The banner reads, “Warning: We believe state-sponsored attackers may be attempting to compromise your account or computer. Protect yourself now.” This follows two years after the company announced that it had been hacked by intruders attempting to access the Gmail accounts of political activists, and a few days after the New York Times specifically linked Stuxnet to the US administration (a project begun in the Bush era and code-named Olympic Games). Google clearly believes that state-sponsored attacks are increasing.
“We can’t go into the details without giving away information that would be helpful to these bad actors,” said Grosse, “but our detailed analysis – as well as victim reports – strongly suggest the involvement of states or groups that are state-sponsored.” He makes the point that any such warning would not indicate that Google itself has been breached, only that “we believe you may be a target, of phishing or malware for example, and that you should take immediate steps to secure your account.”

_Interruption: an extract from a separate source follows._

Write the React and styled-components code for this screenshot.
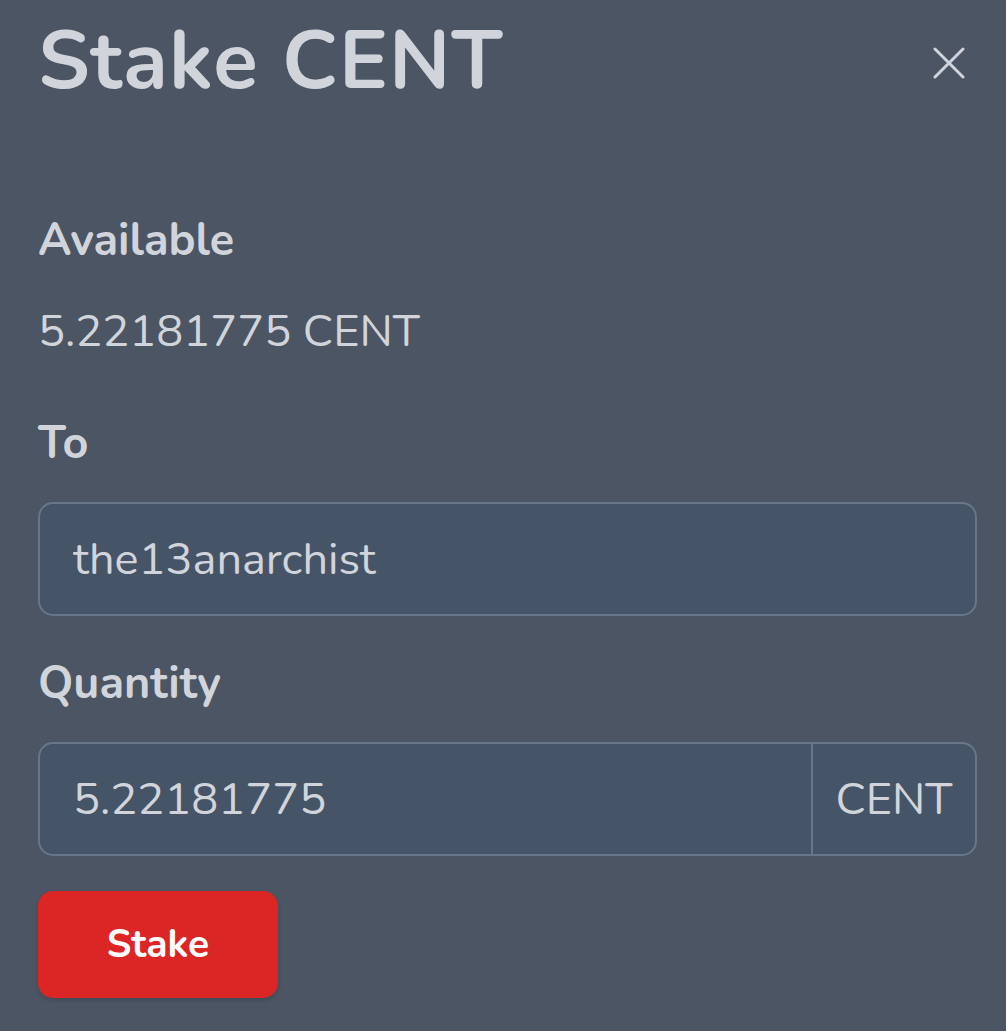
import React, { useState } from 'react'
import styled, { createGlobalStyle } from 'styled-components'

const GlobalStyle = createGlobalStyle`
  html, body {
    margin: 0;
    padding: 0;
    background: #4b5563;
  }
  body {
    font-family: Nunito, Lato, "Open Sans", sans-serif;
    color: #d1d5db;
  }
`

const Modal = styled.div`
  width: 1006px;
  height: 1031px;
  box-sizing: border-box;
  padding: 20px 29px 0 38px;
  background: #4b5563;
  display: flex;
  flex-direction: column;
`

const Header = styled.div`
  display: flex;
  justify-content: space-between;
  align-items: flex-start;
`

const Title = styled.h1`
  margin: 0;
  font-size: 82px;
  line-height: 1;
  font-weight: 700;
  letter-spacing: 1.1px;
  color: #d1d5db;
`

const CloseButton = styled.button`
  margin-top: 27px;
  margin-right: 12px;
  width: 32px;
  height: 32px;
  padding: 0;
  border: 0;
  background: transparent;
  color: #d1d5db;
  cursor: pointer;
  display: flex;

  svg {
    width: 32px;
    height: 32px;
  }
`

const Label = styled.div`
  margin-top: ${p => p.$gap}px;
  font-size: 45px;
  line-height: 1;
  font-weight: 700;
`

const Value = styled.div`
  margin-top: 46px;
  font-size: 45px;
  line-height: 1;
`

const Field = styled.div`
  margin-top: 36px;
  height: 114px;
  box-sizing: border-box;
  display: flex;
  align-items: stretch;
  border: 2px solid #68768a;
  border-radius: 15px;
  background: #465467;
  overflow: hidden;
`

const Input = styled.input`
  flex: 1;
  min-width: 0;
  border: 0;
  outline: none;
  background: transparent;
  padding: 0 33px;
  font-family: inherit;
  font-size: 45px;
  color: #d1d5db;
`

const Addon = styled.span`
  width: 164px;
  box-sizing: border-box;
  border-left: 2px solid #68768a;
  display: flex;
  align-items: center;
  justify-content: center;
  font-size: 45px;
  color: #d1d5db;
`

const SubmitButton = styled.button`
  margin-top: 35px;
  width: 240px;
  height: 107px;
  border: 0;
  border-radius: 15px;
  background: #dc2626;
  color: #ffffff;
  font-family: inherit;
  font-size: 39px;
  font-weight: 700;
  cursor: pointer;
  box-shadow: 0 2px 4px rgba(0, 0, 0, 0.15);
`

export default function App() {
  const [to, setTo] = useState('the13anarchist')
  const [qty, setQty] = useState('5.22181775')

  return (
    <>
      <GlobalStyle />
      <Modal>
        <Header>
          <Title>Stake CENT</Title>
          <CloseButton aria-label="Close">
            <svg viewBox="0 0 32 32" fill="none" stroke="currentColor" strokeWidth="3" strokeLinecap="round">
              <path d="M2 2 L30 30 M30 2 L2 30" />
            </svg>
          </CloseButton>
        </Header>

        <Label $gap={116}>Available</Label>
        <Value>5.22181775 CENT</Value>

        <Label $gap={67}>To</Label>
        <Field>
          <Input value={to} onChange={e => setTo(e.target.value)} />
        </Field>

        <Label $gap={45}>Quantity</Label>
        <Field>
          <Input value={qty} onChange={e => setQty(e.target.value)} />
          <Addon>CENT</Addon>
        </Field>

        <div>
          <SubmitButton>Stake</SubmitButton>
        </div>
      </Modal>
    </>
  )
}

What Google doesn’t make clear is whether this warning will or will not apply to all states. If the New York Times is correct about Stuxnet being a US/Israeli project, and suspicions that Flame Might be part of the same Olympic Games are true, will Google warn Chinese or Middle-East users about Stuxnet, Duqu or Flame-related phishing attempts? This is a question that Google should answer. Without clarity, while the move will improve security for many, it could lead to a dangerously false sense of security for others.